[Records from a data collection]
----------------

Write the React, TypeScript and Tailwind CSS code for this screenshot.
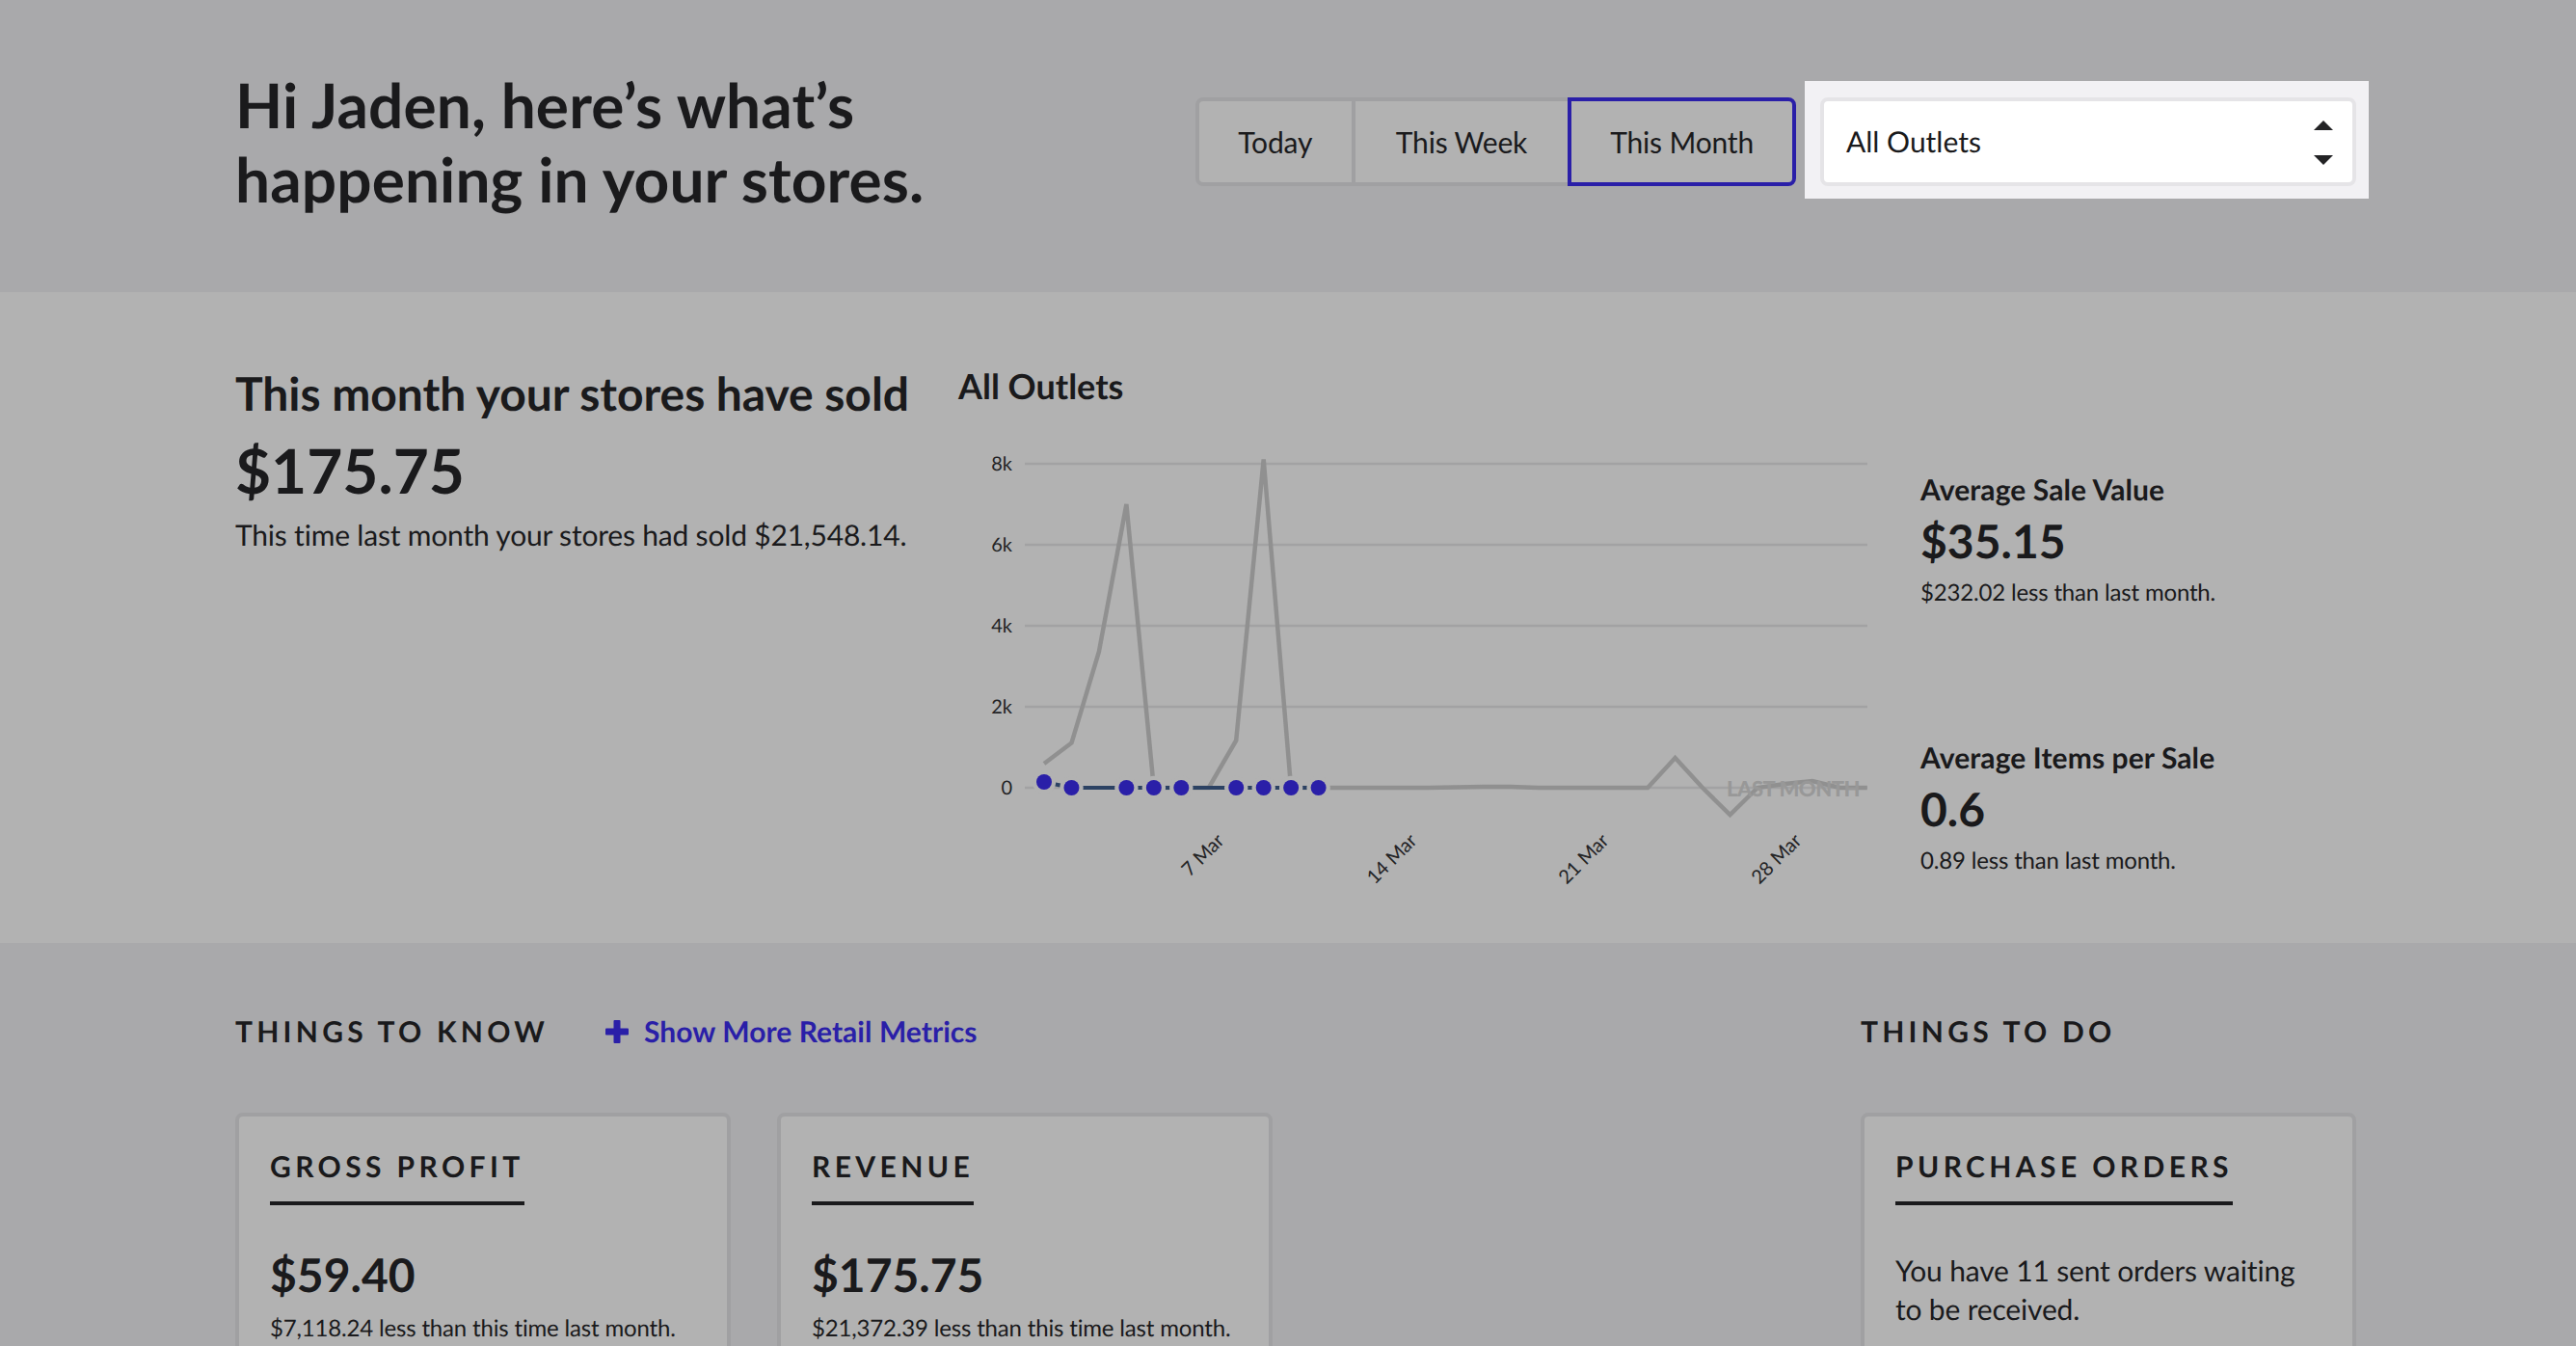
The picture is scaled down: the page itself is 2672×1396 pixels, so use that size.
const xs = (i: number) => 1083 + 28.46 * i;
const grayYs = [792, 770.5, 676, 523, 817, 817, 817, 768, 476.5, 817, 817, 817, 817, 817, 817, 816.5, 816, 816, 817, 817, 817, 817, 817, 786, 817, 845, 817, 813, 810, 817, 817];
const grayPts = grayYs.map((y, i) => `${xs(i).toFixed(1)},${y}`).join(" ");
const currentYs = [811, 817, 817, 817, 817, 817, 817, 817, 817, 817, 817];
const currentPts = currentYs.map((y, i) => `${xs(i).toFixed(1)},${y}`).join(" ");
const dotIdx = [0, 1, 3, 4, 5, 7, 8, 9, 10];

function Chart() {
  const grid = [
    [481, "8k"],
    [565, "6k"],
    [649, "4k"],
    [733, "2k"],
    [817, "0"],
  ] as const;
  const xLabels = [
    [1271, 873, "7 Mar"],
    [1471, 873, "14 Mar"],
    [1670, 873, "21 Mar"],
    [1870, 873, "28 Mar"],
  ] as const;
  return (
    <svg className="block overflow-visible" width={946} height={470} viewBox="994 460 946 470">
      {grid.map(([y, l]) => (
        <g key={l}>
          <line x1={1063} x2={1937} y1={y} y2={y} stroke="#a2a2a3" strokeWidth={2.5} />
          <text x={1050} y={y + 7} textAnchor="end" fontSize={20} fill="#232325" fontFamily="Lato, sans-serif">
            {l}
          </text>
        </g>
      ))}
      <polyline points={grayPts} fill="none" stroke="#909090" strokeWidth={4.5} strokeLinejoin="miter" />
      <text x={1791} y={826} fontSize={22} fontWeight={900} letterSpacing={-0.5} fill="#989898" fontFamily="Lato, sans-serif">
        LAST MONTH
      </text>
      <polyline points={currentPts} fill="none" stroke="#2c4263" strokeWidth={4} />
      {dotIdx.map((i) => (
        <circle key={`r${i}`} cx={xs(i)} cy={currentYs[i]} r={12.2} fill="#b2b2b2" />
      ))}
      {dotIdx.map((i) => (
        <circle key={i} cx={xs(i)} cy={currentYs[i]} r={8} fill="#2a1fa8" />
      ))}
      {xLabels.map(([x, y, l]) => (
        <text
          key={l}
          x={x}
          y={y}
          textAnchor="end"
          fontSize={20}
          fill="#232325"
          fontFamily="Lato, sans-serif"
          transform={`rotate(-45 ${x} ${y})`}
        >
          {l}
        </text>
      ))}
    </svg>
  );
}

function Stat({ title, value, sub, className }: { title: string; value: string; sub: string; className?: string }) {
  return (
    <div className={className}>
      <div className="text-[30px] leading-[34px] font-bold tracking-[0.1px]">{title}</div>
      <div className="mt-[8px] text-[48px] leading-[58px] font-bold">{value}</div>
      <div className="mt-[9px] text-[24px] leading-[29px] tracking-[-0.17px]">{sub}</div>
    </div>
  );
}

function Card({ title, children }: { title: string; children: React.ReactNode }) {
  return (
    <div className="h-[400px] w-[514px] shrink-0 rounded-lg border-4 border-[#a0a0a2] bg-[#b2b2b2] px-8 pt-[34px]">
      <div className="inline-block border-b-4 border-[#1a1a1c] pb-[18px] text-[30px] leading-[36px] font-bold tracking-[4.4px]">
        {title}
      </div>
      {children}
    </div>
  );
}

function Metric({ value, sub }: { value: string; sub: string }) {
  return (
    <>
      <div className="mt-[44px] text-[48px] leading-[58px] font-bold">{value}</div>
      <div className="mt-[11px] text-[24px] leading-[29px] tracking-[-0.17px]">{sub}</div>
    </>
  );
}

export default function App() {
  return (
    <div className="h-[1396px] overflow-hidden bg-[#a9a9ab] text-[#1a1a1c] [font-family:Lato,sans-serif] [text-rendering:geometricPrecision]">
      <header className="flex h-[303px] items-start justify-between pl-[244px] pr-[228px] pt-[71px]">
        <h1 className="text-[64px] leading-[76.8px] font-bold tracking-[0.09px]">
          Hi Jaden, here’s what’s
          <br />
          happening in your stores.
        </h1>
        <div className="mt-[30px] flex gap-[25px]">
          <div className="flex h-[92px] text-[30px] tracking-[-0.17px]">
            <button className="-mr-[2px] h-full rounded-l-lg border-4 border-[#a0a0a2] bg-[#b2b2b2] px-[40.5px]">Today</button>
            <button className="h-full border-y-4 border-r-4 border-l-2 border-[#a0a0a2] bg-[#b2b2b2] px-[42px]">This Week</button>
            <button className="-ml-[4px] h-full rounded-lg rounded-l-none border-4 border-[#2a1fa8] bg-[#b2b2b2] px-[40px]">This Month</button>
          </div>
          <div className="relative h-[92px] w-[556px]">
            <div className="absolute -top-[17px] -right-[13px] -bottom-[13px] -left-[16px] bg-[#f2f1f4]" />
            <div className="relative flex h-full items-center justify-between rounded-lg border-4 border-[#e5e4e7] bg-white pl-[23px] pr-[20px] text-[30px]">
              <span className="pt-[1px]">All Outlets</span>
              <svg className="mt-[2px]" width="20" height="46" viewBox="0 0 20 46" fill="#232325">
                <path d="M10 0 L20 10 H0 Z" />
                <path d="M0 36 H20 L10 46 Z" />
              </svg>
            </div>
          </div>
        </div>
      </header>

      <section className="flex h-[675px] bg-[#b2b2b2] pl-[244px]">
        <div className="w-[750px] shrink-0 pt-[77px]">
          <div className="text-[48px] leading-[58px] font-bold tracking-[-0.05px]">This month your stores have sold</div>
          <div className="mt-[11px] text-[64px] leading-[77px] font-bold">$175.75</div>
          <div className="mt-[12px] text-[30px] leading-[34px] tracking-[-0.19px]">This time last month your stores had sold $21,548.14.</div>
        </div>
        <div className="w-[998px] shrink-0 pt-[76px]">
          <div className="text-[36px] leading-[43px] font-bold">All Outlets</div>
          <div className="mt-[38px]">
            <Chart />
          </div>
        </div>
        <div className="pt-[188px]">
          <Stat title="Average Sale Value" value="$35.15" sub="$232.02 less than last month." />
          <Stat className="mt-[140px]" title="Average Items per Sale" value="0.6" sub="0.89 less than last month." />
        </div>
      </section>

      <section className="flex pl-[244px] pt-[74px]">
        <div className="w-[1686px] shrink-0">
          <div className="flex items-center">
            <h2 className="text-[30px] leading-[36px] font-bold tracking-[4.25px]">THINGS TO KNOW</h2>
            <span className="ml-[59px] flex items-center gap-[16px] text-[30px] leading-[36px] font-bold tracking-[0.05px] text-[#2a1fa8]">
              <svg width="24" height="24" viewBox="0 0 24 24" fill="#2a1fa8">
                <rect x="8.5" y="0" width="7" height="24" rx="1" />
                <rect x="0" y="8.5" width="24" height="7" rx="1" />
              </svg>
              Show More Retail Metrics
            </span>
          </div>
          <div className="mt-[66px] flex gap-[48px]">
            <Card title="GROSS PROFIT">
              <Metric value="$59.40" sub="$7,118.24 less than this time last month." />
            </Card>
            <Card title="REVENUE">
              <Metric value="$175.75" sub="$21,372.39 less than this time last month." />
            </Card>
          </div>
        </div>
        <div>
          <h2 className="text-[30px] leading-[36px] font-bold tracking-[4.25px]">THINGS TO DO</h2>
          <div className="mt-[66px]">
            <Card title="PURCHASE ORDERS">
              <p className="mt-[48px] text-[30px] leading-[40px] tracking-[-0.17px]">
                You have 11 sent orders waiting
                <br />
                to be received.
              </p>
            </Card>
          </div>
        </div>
      </section>
    </div>
  );
}
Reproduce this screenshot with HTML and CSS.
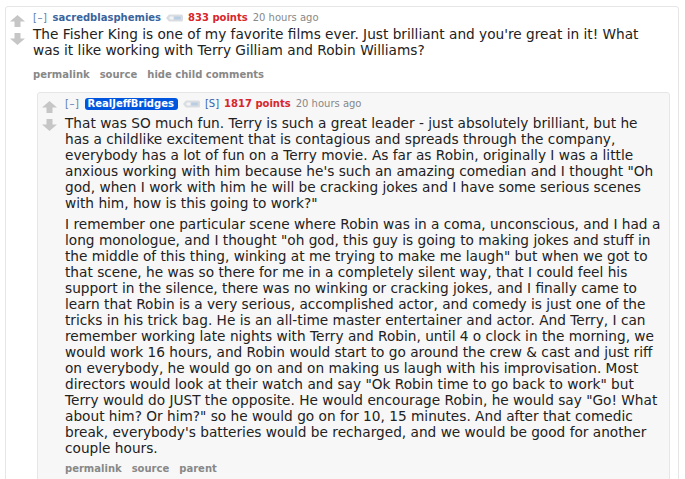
FILE: index.html
```html
<!DOCTYPE html>
<html lang="en">
<head>
<meta charset="utf-8">
<title>Comments</title>
<link rel="stylesheet" href="styles.css">
</head>
<body>
<div class="thread">
  <div class="comment">
    <div class="row">
      <div class="midcol">
        <svg class="arrow" viewBox="0 0 15 12" width="15" height="12"><path d="M7.5 0 L15 6.5 L10.5 6.5 L10.5 12 L4.5 12 L4.5 6.5 L0 6.5 Z"/></svg>
        <svg class="arrow" viewBox="0 0 15 12" width="15" height="12"><path d="M7.5 12 L15 5.5 L10.5 5.5 L10.5 0 L4.5 0 L4.5 5.5 L0 5.5 Z"/></svg>
      </div>
      <div class="entry">
        <p class="tagline">
          <span class="expand">[–]</span>
          <span class="author">sacredblasphemies</span>
          <svg class="tagicon" viewBox="0 0 17 8" width="17" height="8"><path d="M0 4 L3 0.5 H15.5 A1.5 1.5 0 0 1 17 2 V6 A1.5 1.5 0 0 1 15.5 7.5 H3 Z" fill="#d9dde2"/><rect x="8" y="2.5" width="7" height="3" rx="1" fill="#b9cde3"/><rect x="3.5" y="2.5" width="4" height="3" rx="1" fill="#f2f4f6"/></svg>
          <span class="score">833 points</span>
          <span class="time">20 hours ago</span>
        </p>
        <div class="md">
          <p>The Fisher King is one of my favorite films ever. Just brilliant and you're great in it! What was it like working with Terry Gilliam and Robin Williams?</p>
        </div>
        <ul class="buttons">
          <li>permalink</li>
          <li>source</li>
          <li>hide child comments</li>
        </ul>
      </div>
    </div>
    <div class="child">
      <div class="comment nested">
        <div class="row">
          <div class="midcol">
            <svg class="arrow" viewBox="0 0 15 12" width="15" height="12"><path d="M7.5 0 L15 6.5 L10.5 6.5 L10.5 12 L4.5 12 L4.5 6.5 L0 6.5 Z"/></svg>
            <svg class="arrow" viewBox="0 0 15 12" width="15" height="12"><path d="M7.5 12 L15 5.5 L10.5 5.5 L10.5 0 L4.5 0 L4.5 5.5 L0 5.5 Z"/></svg>
          </div>
          <div class="entry">
            <p class="tagline">
              <span class="expand">[–]</span>
              <span class="author submitter">RealJeffBridges</span>
              <svg class="tagicon" viewBox="0 0 17 8" width="17" height="8"><path d="M0 4 L3 0.5 H15.5 A1.5 1.5 0 0 1 17 2 V6 A1.5 1.5 0 0 1 15.5 7.5 H3 Z" fill="#d9dde2"/><rect x="8" y="2.5" width="7" height="3" rx="1" fill="#b9cde3"/><rect x="3.5" y="2.5" width="4" height="3" rx="1" fill="#f2f4f6"/></svg>
              <span class="op">[S]</span>
              <span class="score">1817 points</span>
              <span class="time">20 hours ago</span>
            </p>
            <div class="md">
              <p>That was SO much fun. Terry is such a great leader - just absolutely brilliant, but he has a childlike excitement that is contagious and spreads through the company, everybody has a lot of fun on a Terry movie. As far as Robin, originally I was a little anxious working with him because he's such an amazing comedian and I thought "Oh god, when I work with him he will be cracking jokes and I have some serious scenes with him, how is this going to work?"</p>
              <p>I remember one particular scene where Robin was in a coma, unconscious, and I had a long monologue, and I thought "oh god, this guy is going to making jokes and stuff in the middle of this thing, winking at me trying to make me laugh" but when we got to that scene, he was so there for me in a completely silent way, that I could feel his support in the silence, there was no winking or cracking jokes, and I finally came to learn that Robin is a very serious, accomplished actor, and comedy is just one of the tricks in his trick bag. He is an all-time master entertainer and actor. And Terry, I can remember working late nights with Terry and Robin, until 4 o clock in the morning, we would work 16 hours, and Robin would start to go around the crew &amp; cast and just riff on everybody, he would go on and on making us laugh with his improvisation. Most directors would look at their watch and say "Ok Robin time to go back to work" but Terry would do JUST the opposite. He would encourage Robin, he would say "Go! What about him? Or him?" so he would go on for 10, 15 minutes. And after that comedic break, everybody's batteries would be recharged, and we would be good for another couple hours.</p>
            </div>
            <ul class="buttons">
              <li>permalink</li>
              <li>source</li>
              <li>parent</li>
            </ul>
          </div>
        </div>
      </div>
    </div>
  </div>
</div>
</body>
</html>
```
FILE: styles.css
```css
html, body {
  margin: 0;
  padding: 0;
  background: #ffffff;
}

body {
  font-family: "DejaVu Sans", Verdana, sans-serif;
  color: #222222;
}

.thread {
  padding: 6px 6px 0 5px;
}

.comment {
  border: 1px solid #e6e6e6;
  border-radius: 3px;
  background: #ffffff;
  padding: 4px 8px 0 4px;
}

.comment.nested {
  background: #f7f7f7;
  padding-right: 4px;
  padding-bottom: 20px;
}

.row {
  display: flex;
  gap: 8px;
}

.midcol {
  width: 15px;
  display: flex;
  flex-direction: column;
  gap: 6px;
  padding-top: 4px;
}

.arrow {
  display: block;
  fill: #c6c6c6;
}

.entry {
  flex: 1;
  min-width: 0;
}

.tagline {
  margin: 0;
  font-size: 10px;
  line-height: 14px;
  color: #888888;
  display: flex;
  align-items: center;
  gap: 5px;
  white-space: nowrap;
}

.nested .tagline {
  margin-bottom: 3px;
}

.expand {
  color: #5d7eb0;
  letter-spacing: 0.6px;
}

.author {
  color: #3a649c;
  font-weight: bold;
}

.author.submitter {
  background: #0055df;
  color: #ffffff;
  border-radius: 3px;
  padding: 0 4px 0 3px;
  line-height: 12px;
}

.tagicon {
  display: block;
}

.op {
  color: #3264b0;
}

.score {
  color: #d8262b;
  font-weight: bold;
}

.time {
  color: #888888;
}

.md {
  font-size: 13.7px;
  line-height: 16px;
  color: #222222;
  padding-top: 1px;
  max-width: 610px;
}

.md p {
  margin: 0 0 5px 0;
}

.buttons {
  list-style: none;
  margin: 0;
  padding: 5px 0 10px 0;
  display: flex;
  gap: 10px;
  font-size: 10px;
  line-height: 14px;
  font-weight: bold;
  color: #888888;
}

.nested .buttons {
  padding-top: 1px;
}

.child {
  margin-left: 27px;
}
```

----------------

Requirements:
Pictures are excluded; extract exactly the lines from the start of the data through the line that holds "const dotIdx = [0, 1, 3, 4, 5, 7, 8, 9, 10];", both ends included.

Solved exercise:
Write the React, TypeScript and Tailwind CSS code for this screenshot.
The picture is scaled down: the page itself is 2672×1396 pixels, so use that size.
const xs = (i: number) => 1083 + 28.46 * i;
const grayYs = [792, 770.5, 676, 523, 817, 817, 817, 768, 476.5, 817, 817, 817, 817, 817, 817, 816.5, 816, 816, 817, 817, 817, 817, 817, 786, 817, 845, 817, 813, 810, 817, 817];
const grayPts = grayYs.map((y, i) => `${xs(i).toFixed(1)},${y}`).join(" ");
const currentYs = [811, 817, 817, 817, 817, 817, 817, 817, 817, 817, 817];
const currentPts = currentYs.map((y, i) => `${xs(i).toFixed(1)},${y}`).join(" ");
const dotIdx = [0, 1, 3, 4, 5, 7, 8, 9, 10];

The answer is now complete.